Henderson, supra, 26 U. Mich. J. L. Ref. at 21. This duty became known as
the “exercise of good faith” or the “avoidance of bad faith.” Id. at 22. Under
this new standard of culpability, if an insurer was found to have acted in
bad faith, the insurer would have to pay the entire judgment entered
against the insured in favor of the injured third party, including any amount
in excess of the insured's policy limits. This type of claim became known
as a third-party bad faith action. Id.
658 So. 2d 55, 58 (Fla. 1995).
As a result of this history, both Florida courts and federal district courts applying
Florida law have held that the bad faith claim against insurers encompasses
other claims related to the relationship between the insurer and the insured. Lemoine v.
GEICO Indem. Co., No. 14-80694-CIV, 2016 WL 4240044, at *3 (S.D. Fla. Feb. 18, 2016). In
Lemoine, the district court compared several cases that considered the specific issue of
whether a breach of fiduciary duty claim can exist independent of a bad faith claim and
8
reached varying conclusions. Id. at *3. In Government Employees Ins. Co. v.
Prushansky, the court concluded that because “Florida courts have historically
recognized that third-party insurance claims for bad faith stemmed from the fiduciary
relationship between the insurer and the insured....the Court also finds that the breach of
fiduciary duty claim is subsumed into the claim for bad faith.” No. 12-80556-CIV, 2012 WL
6103220, at *3 (S.D. Fla. Dec. 7, 2012). The court in Padilla v. Travelers Home and Marine
Ins. Co. also concluded that the breach of fiduciary duty claim was subject to dismissal,
but for different reasons than those stated by the Prushansky court. No. 6:14-cv-1779orl-28KRS, 2015 WL 3454308, *3 (M.D. Fla. May 29, 2015). Therein, the court determined
that because “the standard that must be met in order to establish a breach of [the duty
owed by the insurer to the insured]” is “bad faith and nothing less,” the plaintiff’s breach
of fiduciary duty claim was duplicative of their bad faith claim. Id. at *4. On the other
hand, in Merrett v. Liberty Mutual Insurance Co., the court concluded that “the elements
of the causes of action of bad faith and breach of fiduciary duty are different,” and,
though acknowledging that the “factual bases are similar,” declined to dismiss the
breach of fiduciary duty claim as duplicative of bad faith claim. No. 3:10-cv-1195-J12MCR, 2012 WL 1481511, *4 (M.D. Fla. Apr. 27, 2012).

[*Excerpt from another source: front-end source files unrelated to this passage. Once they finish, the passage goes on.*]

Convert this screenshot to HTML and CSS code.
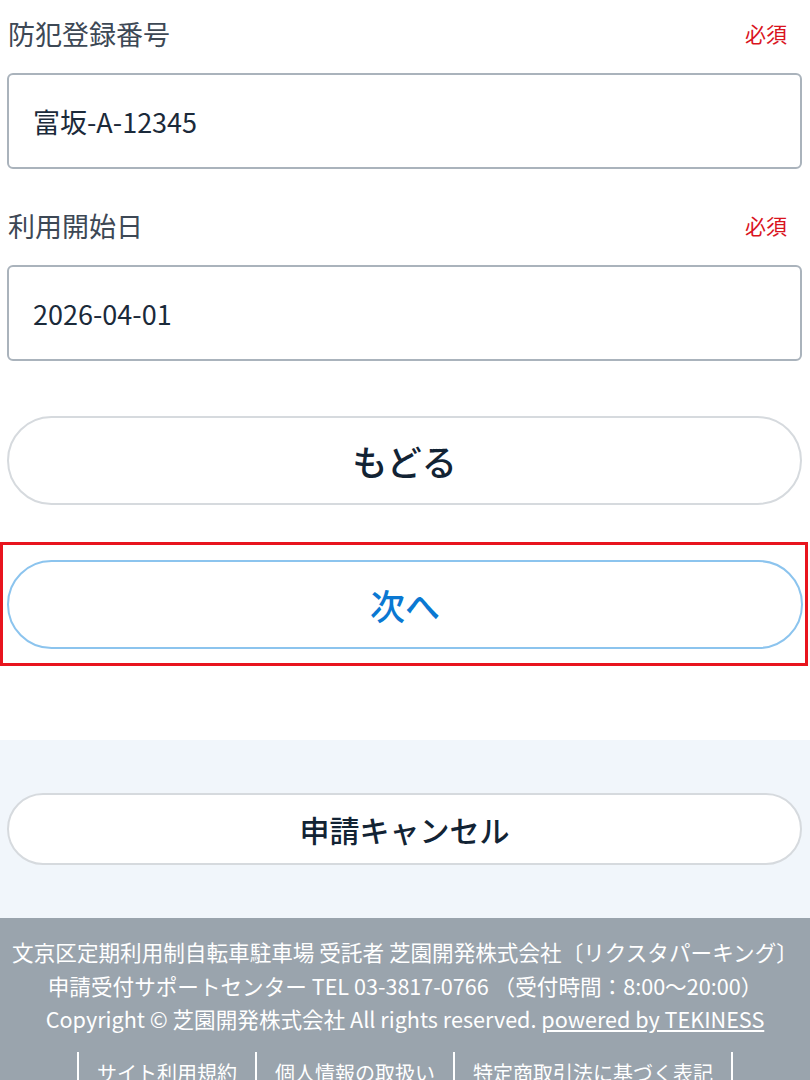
FILE: index.html
```html
<!DOCTYPE html>
<html lang="ja">
  <head>
    <meta charset="UTF-8" />
    <meta name="viewport" content="width=device-width, initial-scale=1.0" />
    <title>申請</title>
    <link rel="stylesheet" href="styles.css">
  </head>

  <body>
    <div class="form">
      <div class="field">
        <div class="field-head">
          <span class="label">防犯登録番号</span>
          <span class="required">必須</span>
        </div>
        <div class="input">富坂-A-12345</div>
      </div>

      <div class="field">
        <div class="field-head">
          <span class="label">利用開始日</span>
          <span class="required">必須</span>
        </div>
        <div class="input">2026-04-01</div>
      </div>

      <button class="btn btn-back">もどる</button>

      <div class="highlight">
        <button class="btn btn-next">次へ</button>
      </div>
    </div>

    <div class="cancel-area">
      <button class="btn btn-cancel">申請キャンセル</button>
    </div>

    <footer class="footer">
      <p>文京区定期利用制自転車駐車場 受託者 芝園開発株式会社〔リクスタパーキング〕</p>
      <p>申請受付サポートセンター TEL 03-3817-0766 （受付時間：8:00～20:00）</p>
      <p>Copyright © 芝園開発株式会社 All rights reserved. <a href="#">powered by TEKINESS</a></p>
      <ul class="footer-links">
        <li><a href="#">サイト利用規約</a></li>
        <li><a href="#">個人情報の取扱い</a></li>
        <li><a href="#">特定商取引法に基づく表記</a></li>
      </ul>
    </footer>
  </body>
</html>
```

FILE: styles.css
```css
body {
  margin: 0;
  background-color: #ffffff;
  font-family: "Noto Sans CJK JP", "Noto Sans", sans-serif;
  color: #1b2a3a;
}

.form {
  padding: 16px 8px 74px 7px;
}

.field {
  margin-bottom: 39px;
}

.field-head {
  display: flex;
  justify-content: space-between;
  align-items: center;
  height: 34px;
  margin-bottom: 23px;
  padding-left: 1px;
}

.label {
  font-size: 27px;
  color: #3d4855;
}

.required {
  font-size: 21px;
  color: #d9141e;
  margin-right: 15px;
}

.input {
  box-sizing: border-box;
  height: 96px;
  padding: 0 24px;
  display: flex;
  align-items: center;
  border: 2px solid #aab3bc;
  border-radius: 6px;
  font-size: 27px;
  color: #1b2a3a;
}

.btn {
  display: block;
  box-sizing: border-box;
  width: 100%;
  background-color: #ffffff;
  border: 2px solid #d6dade;
  border-radius: 999px;
  font-family: "Noto Sans CJK JP", "Noto Sans", sans-serif;
  font-weight: 500;
  color: #122334;
  cursor: pointer;
}

.btn-back {
  height: 89px;
  margin-top: 55px;
  font-size: 35px;
}

.highlight {
  margin: 37px -6px 0 -7px;
  padding: 15px 2px 14px 4px;
  border: 3px solid #e8141e;
}

.btn-next {
  height: 89px;
  border-color: #8cc4ee;
  color: #0a78d2;
  font-size: 35px;
}

.cancel-area {
  background-color: #f1f6fb;
  padding: 53px 8px 53px 7px;
}

.btn-cancel {
  height: 72px;
  font-size: 30px;
}

.footer {
  background-color: #9aa4ad;
  color: #ffffff;
  text-align: center;
  padding: 17px 0 0;
  font-size: 21.6px;
  line-height: 33.5px;
  height: 145px;
  overflow: hidden;
}

.footer p {
  margin: 0;
}

.footer a {
  color: #ffffff;
}

.footer-links {
  display: flex;
  justify-content: center;
  list-style: none;
  margin: 16px 0 0;
  padding: 0;
  font-size: 20px;
}

.footer-links li {
  padding: 4px 18px 0;
  border-left: 2px solid #ffffff;
}

.footer-links li:last-child {
  border-right: 2px solid #ffffff;
}
```
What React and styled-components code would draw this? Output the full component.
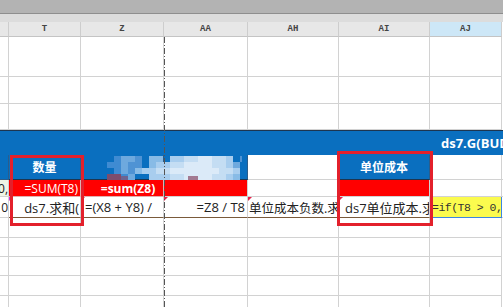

In Lemoine, which was before the court upon the parties’ motions for summary
judgment, the district court, after consideration of the cases discussed above, noted that
it found “the position of the courts that have viewed the bad faith claim as a
comprehensive claim, including all aspects of the fiduciary relationship, to be more
persuasive.” 2016 WL 4240044 at *4. The undersigned agrees with this analysis, and
finds that the Plaintiff’s breach of fiduciary duty claim is, in essence, a bad faith claim.
Thus, because the Plaintiff’s claim for breach of fiduciary duty is properly
characterized as a bad faith claim, it “is premature until there is a determination of
liability and extent of damages owed on the first-party insurance contract.” State Farm
9
Mut. Auto. Ins. Co. v. Horkheimer, 814 So.2d 1069, 1073 (Fla. Dist. Ct. App. 2002). As
previously stated, though the insured’s liability and damages have been established, a
determination of coverage is still necessary before a bad faith claim becomes ripe.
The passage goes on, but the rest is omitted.